(Given material)
>> begin

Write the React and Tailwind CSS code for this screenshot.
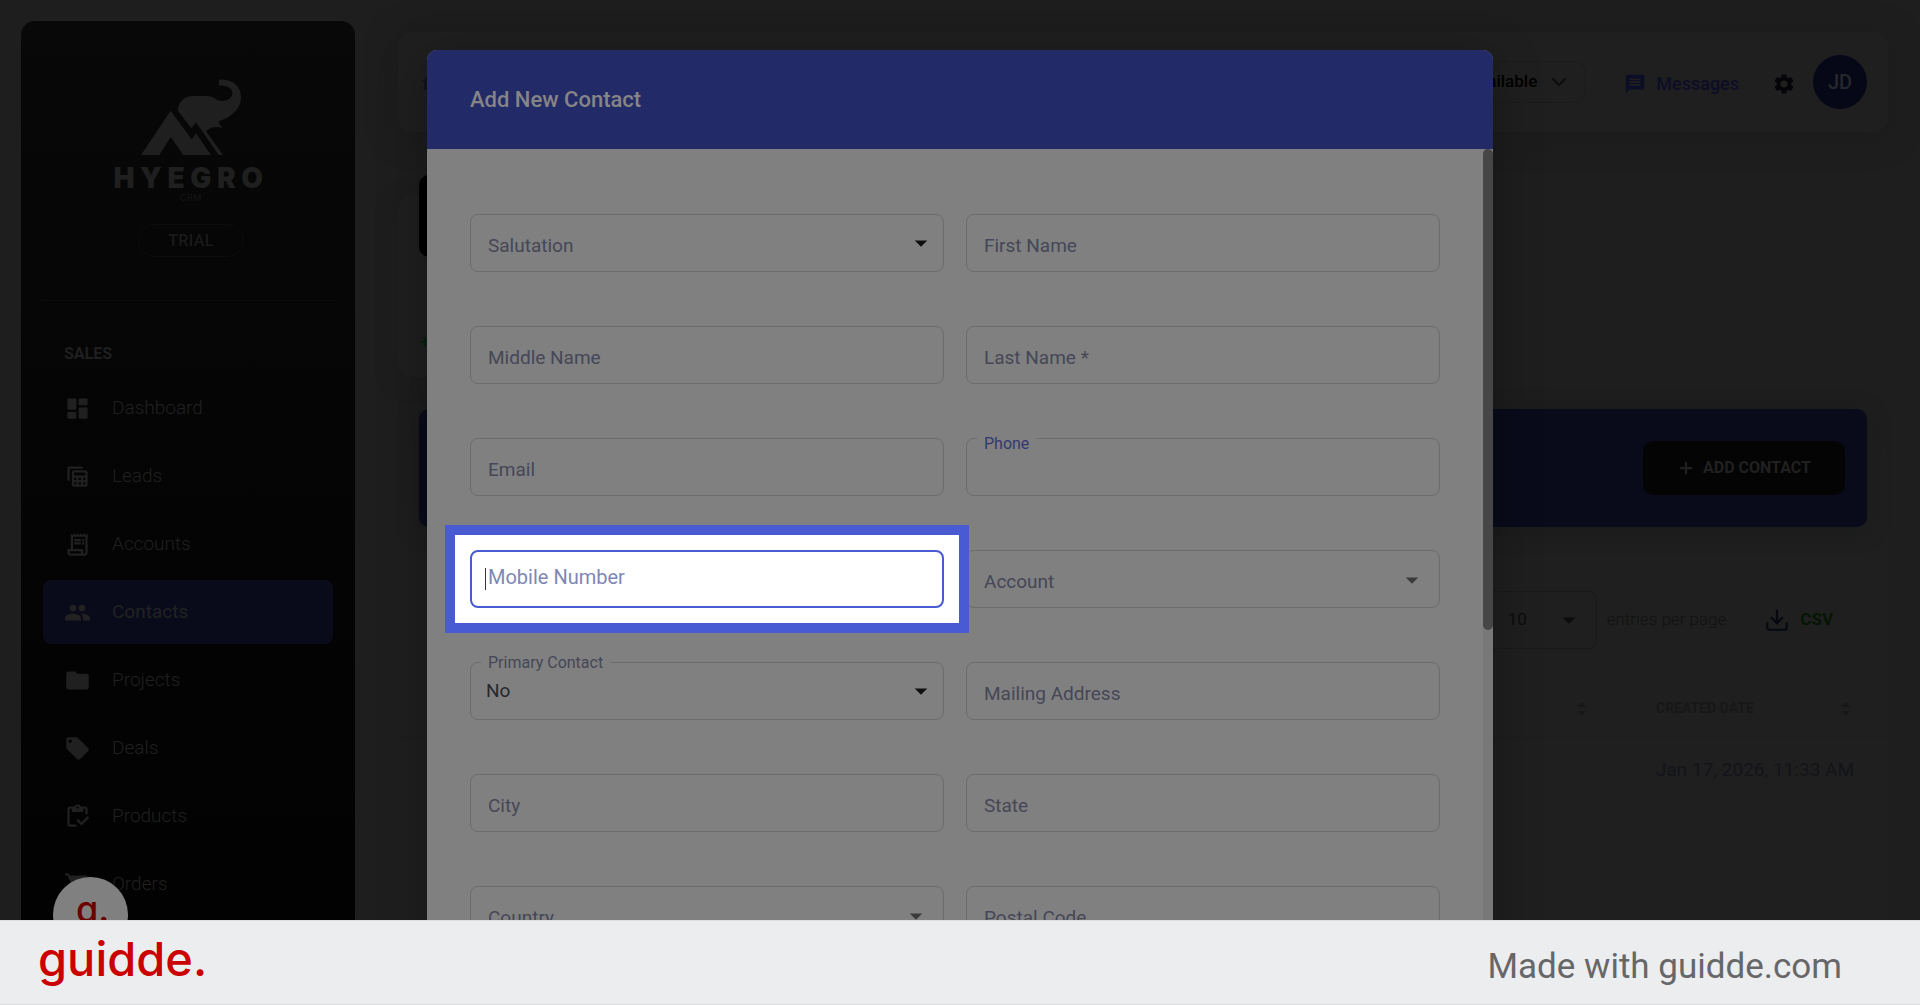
import React from "react";
import {
  MdArrowDropDown,
  MdFolder,
  MdHome,
  MdLocalOffer,
  MdMessage,
  MdOutlineInventory,
  MdOutlineReceiptLong,
  MdPeople,
  MdSettings,
  MdShoppingCart,
} from "react-icons/md";
import { FiChevronDown, FiDownload, FiPlus } from "react-icons/fi";

function DashboardIcon({ className }) {
  return (
    <svg viewBox="0 0 24 24" fill="currentColor" className={className}>
      <rect x="3" y="3" width="8" height="10" rx="1" />
      <rect x="3" y="15" width="8" height="6" rx="1" />
      <rect x="13" y="3" width="8" height="6" rx="1" />
      <rect x="13" y="11" width="8" height="10" rx="1" />
    </svg>
  );
}

function LeadsIcon({ className }) {
  return (
    <svg viewBox="0 0 24 24" fill="currentColor" className={className}>
      <path d="M5 3h10a2 2 0 0 1 2 2H5v11a2 2 0 0 1-2-2V5a2 2 0 0 1 2-2z" />
      <path
        fillRule="evenodd"
        d="M9 6.500h10a2 2 0 0 1 2 2V19a2 2 0 0 1-2 2H9a2 2 0 0 1-2-2V8.500a2 2 0 0 1 2-2zM9 8.500V11h10V8.500zM9 13v2h2v-2zm4 0v2h2v-2zm4 0v2h2v-2zM9 17v2h2v-2zm4 0v2h2v-2zm4 0v2h2v-2z"
      />
    </svg>
  );
}

const navItems = [
  { label: "Dashboard", icon: DashboardIcon },
  { label: "Leads", icon: LeadsIcon },
  { label: "Accounts", icon: MdOutlineReceiptLong },
  { label: "Contacts", icon: MdPeople, active: true },
  { label: "Projects", icon: MdFolder },
  { label: "Deals", icon: MdLocalOffer },
  { label: "Products", icon: MdOutlineInventory },
  { label: "Orders", icon: MdShoppingCart },
];

const fields = [
  { id: "salutation", label: "Salutation", type: "select" },
  { id: "firstName", label: "First Name" },
  { id: "middleName", label: "Middle Name" },
  { id: "lastName", label: "Last Name *" },
  { id: "email", label: "Email" },
  { id: "phone", label: "Phone", leaving: true },
  { id: "mobile", label: "Mobile Number", focused: true },
  { id: "account", label: "Account", type: "combo" },
  { id: "primary", label: "Primary Contact", type: "select", value: "No" },
  { id: "mailing", label: "Mailing Address" },
  { id: "city", label: "City" },
  { id: "state", label: "State" },
  { id: "country", label: "Country", type: "combo" },
  { id: "postal", label: "Postal Code" },
];

function Logo() {
  return (
    <div className="flex flex-col items-center text-[#1f1f1f]">
      <svg viewBox="420 235 306 232" fill="currentColor" className="h-[78px] w-[102px]">
        <path d="M423 465 512 332l63 86 13-18 45 65h-83l-38-54-34 54z" />
        <path d="M657 239c43-4 66 23 66 53 0 33-24 57-66 72-1 8 5 14 11 21-18-7-34-4-50 8l51 72h-13l-68-98-14 18-40-52c0-28 20-45 44-45h42c23 0 27 15 46 15 18 0 31-10 31-23 0-15-16-25-40-23z" />
      </svg>
      <div className="mt-1 font-['Inter'] text-[28px] leading-9 font-black tracking-[0.2em]">
        HYEGRO
      </div>
      <div className="-mt-1 font-['Inter'] text-[9px] leading-3 tracking-wider text-[#161616]">
        CRM
      </div>
    </div>
  );
}

function Sidebar() {
  return (
    <aside className="mt-[21px] ml-[21px] flex w-[334px] shrink-0 flex-col overflow-hidden rounded-t-[14px] bg-linear-to-b from-[#080808] to-[#020202]">
      <div className="flex flex-col items-center pt-[57px] pl-[6px]">
        <Logo />
        <div className="mt-5 flex h-[33px] w-[106px] items-center justify-center rounded-full border border-[#0d0d0d] text-base font-medium tracking-wide text-[#1a1a1a]">
          TRIAL
        </div>
      </div>
      <hr className="mx-5 mt-[43px] border-[#0b0b0b]" />
      <nav className="mt-[43px] px-[22px]">
        <h3 className="px-[21px] text-base leading-5 font-bold text-[#1f1f1f]">SALES</h3>
        <ul className="mt-3 flex flex-col gap-1">
          {navItems.map(({ label, icon: Icon, active }) => (
            <li key={label}>
              <a
                href="#"
                className={
                  active
                    ? "flex h-16 items-center gap-[21px] rounded-lg bg-[#090b1a] pl-[21px] text-[19px] text-[#222222]"
                    : "flex h-16 items-center gap-[21px] rounded-lg pl-[21px] text-[19px] font-light text-[#202020]"
                }
              >
                <Icon className="size-[27px]" />
                {label}
              </a>
            </li>
          ))}
        </ul>
      </nav>
    </aside>
  );
}

function TopBar() {
  return (
    <header className="flex h-[100px] shrink-0 items-center rounded-[14px] bg-[#1f1f1f] px-[21px] shadow-[0_4px_30px_#1c1c1c]">
      <MdHome className="size-6 text-[#141414]" />
      <div className="ml-auto flex items-center">
        <button className="flex h-[42px] w-[170px] items-center justify-end gap-[10px] rounded-xl border border-[#1b1b1b] pr-[14px] text-[17px] font-medium text-black">
          Available
          <FiChevronDown className="size-6 text-[#0c0c0c]" />
        </button>
        <button className="ml-[38px] flex items-center gap-[10px] pt-[3px] text-[18px] font-medium text-[#0c0d26]">
          <MdMessage className="size-[22px]" />
          Messages
        </button>
        <button aria-label="Settings" className="ml-[33px] pt-[3px] text-[#050509]">
          <MdSettings className="size-6" />
        </button>
        <div className="ml-[17px] flex size-[54px] items-center justify-center rounded-full bg-[#060818] text-xl font-medium text-[#26272d]">
          JD
        </div>
      </div>
    </header>
  );
}

function SortIcon() {
  return (
    <svg viewBox="0 0 8 14" fill="currentColor" className="ml-auto h-[14px] w-2">
      <path d="M4 0l4 5H0zM4 14l4-5H0z" />
    </svg>
  );
}

function ContactsTable() {
  return (
    <section className="mt-16 flex-1 rounded-t-[14px] bg-[#1f1f1f]">
      <div className="relative mx-[21px] -mt-8 flex h-[118px] items-center justify-end rounded-[10px] bg-[#090b1b] pr-[22px] shadow-[0_4px_20px_#1a1b1b]">
        <button className="flex h-[54px] w-[202px] items-center justify-center gap-2 rounded-[10px] bg-[#040404] text-base font-bold text-[#202020]">
          <FiPlus className="size-[18px]" strokeWidth={3} />
          ADD CONTACT
        </button>
      </div>

      <div className="mt-16 flex h-[58px] items-center justify-end pr-[55px] text-[17px]">
        <div className="relative">
          <select
            id="pageSize"
            className="h-[58px] w-[122px] appearance-none rounded-lg border border-[#191919] pl-8 text-[#0c0c0c]"
          >
            <option>10</option>
          </select>
          <MdArrowDropDown className="pointer-events-none absolute top-[14px] right-[13px] size-[30px] text-[#0c0c0c]" />
        </div>
        <label htmlFor="pageSize" className="ml-[10px] font-light text-[#121212]">
          entries per page
        </label>
        <button className="ml-[38px] flex items-center gap-[10px] font-bold text-[#041504]">
          <FiDownload className="size-[26px] text-[#060912]" />
          CSV
        </button>
      </div>

      <table className="mt-8 w-full text-left">
        <thead>
          <tr className="h-14 border-b border-[#1c1c1c] text-[14px] text-[#171717]">
            <th className="pr-[38px]">
              <SortIcon />
            </th>
            <th className="w-[264px] pr-[38px] pl-8">
              <div className="flex items-center">
                CREATED DATE
                <SortIcon />
              </div>
            </th>
          </tr>
        </thead>
        <tbody>
          <tr className="h-[66px] text-[19px] text-[#131419]">
            <td />
            <td className="pl-8 whitespace-nowrap">Jan 17, 2026, 11:33 AM</td>
          </tr>
        </tbody>
      </table>
    </section>
  );
}

function Field({ id, label, type, value, leaving, focused }) {
  let labelClass = "top-[20px] left-[18px] text-[19px] leading-6 text-[#454757]";
  if (value) labelClass = "top-[-9px] left-[11px] bg-[#808080] px-[7px] text-base leading-5 text-[#454757]";
  if (leaving) labelClass = "top-[-4px] left-[11px] bg-[#808080] px-[7px] text-base leading-5 text-[#33396f]";
  if (focused) labelClass = "top-[15px] left-[18px] text-[20px] leading-6 text-[#7e86b6]";

  return (
    <div className="relative">
      {/* Spotlight around the current step */}
      {focused && (
        <div className="absolute -inset-[25px] z-10 border-10 border-[#485bd2] bg-white" />
      )}
      <div className={focused ? "relative z-20" : "relative"}>
        {type === "select" ? (
          <select
            id={id}
            className="block h-[58px] w-full appearance-none rounded-lg border border-[#6c6c6c] px-[15px] text-[19px] text-[#26282b]"
          >
            <option>{value}</option>
          </select>
        ) : (
          <input
            id={id}
            type="text"
            className={
              focused
                ? "block h-[58px] w-full rounded-lg border-2 border-[#485bd2] bg-white px-4 outline-none"
                : "block h-[58px] w-full rounded-lg border border-[#6c6c6c] px-4"
            }
          />
        )}
        <label htmlFor={id} className={`pointer-events-none absolute ${labelClass}`}>
          {label}
        </label>
        {focused && <span className="absolute top-[18px] left-[15px] h-[22px] w-px bg-[#2f3440]" />}
        {type === "select" && (
          <MdArrowDropDown className="pointer-events-none absolute top-[14px] right-2 size-[30px] text-[#101010]" />
        )}
        {type === "combo" && (
          <MdArrowDropDown className="pointer-events-none absolute top-[15px] right-[13px] size-[30px] text-[#3b3b3b]" />
        )}
      </div>
    </div>
  );
}

function AddContactModal() {
  return (
    <div
      role="dialog"
      aria-labelledby="modalTitle"
      className="w-full max-w-[1066px] self-start overflow-hidden rounded-t-[10px] bg-[#808080] shadow-[0_12px_50px_rgba(0,0,0,0.3)]"
    >
      <div className="flex h-[99px] items-center bg-[#232a68] px-[43px]">
        <h2 id="modalTitle" className="text-[22px] font-medium text-[#858585]">
          Add New Contact
        </h2>
      </div>
      <div className="flex">
        <form className="grid flex-1 grid-cols-2 gap-x-[22px] gap-y-[54px] px-[43px] py-[65px]">
          {fields.map((field) => (
            <Field key={field.id} {...field} />
          ))}
        </form>
        <div className="w-[10px] bg-[#787878]">
          <div className="h-[481px] rounded-full bg-[#464646]" />
        </div>
      </div>
    </div>
  );
}

export default function App() {
  return (
    <div className="flex h-screen flex-col overflow-hidden bg-[#1e1e1e] font-['Roboto',sans-serif]">
      <div className="relative flex min-h-0 flex-1 overflow-hidden">
        <Sidebar />
        <main className="flex min-w-0 flex-1 flex-col pt-8 pr-8 pl-[43px]">
          <TopBar />
          <section className="mt-[63px] h-[182px] w-1/4 shrink-0 rounded-[14px] bg-[#1f1f1f] px-[21px] shadow-[0_4px_20px_#1c1c1c]">
            <div className="relative -top-5 size-[82px] rounded-[10px] bg-black" />
            <FiPlus className="mt-[59px] size-3 text-[#04200a]" strokeWidth={4} />
          </section>
          <ContactsTable />
        </main>

        <div className="absolute inset-0 flex justify-center pt-[50px]">
          <AddContactModal />
        </div>

        {/* Floating guide launcher */}
        <button
          aria-label="Open guide"
          className="absolute -bottom-8 left-[53px] flex size-[75px] justify-center rounded-full bg-[#808080] pt-[10px] pl-1 font-['Inter'] text-[36px] leading-[44px] font-medium text-[#6b0000]"
        >
          g.
        </button>
      </div>

      <footer className="flex h-[85px] shrink-0 items-center justify-between border-y border-[#dcdddf] bg-[#ecedef] pr-[78px] pl-[38px]">
        <a href="#" className="pb-2 font-['Inter'] text-[47px] leading-[60px] font-medium text-[#cb0000]">
          guidde.
        </a>
        <span className="pt-2 text-[35px] leading-10 text-[#666768]">Made with guidde.com</span>
      </footer>
    </div>
  );
}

>> end

(Exercise goal)
From the top of the listing above, repeat each line exactly until you reach the line containing "FiChevronDown, FiDownload, FiPlus", and repeat that one too. Leave the pictures out.

(Solution for this exercise)
Write the React and Tailwind CSS code for this screenshot.
import React from "react";
import {
  MdArrowDropDown,
  MdFolder,
  MdHome,
  MdLocalOffer,
  MdMessage,
  MdOutlineInventory,
  MdOutlineReceiptLong,
  MdPeople,
  MdSettings,
  MdShoppingCart,
} from "react-icons/md";
import { FiChevronDown, FiDownload, FiPlus } from "react-icons/fi";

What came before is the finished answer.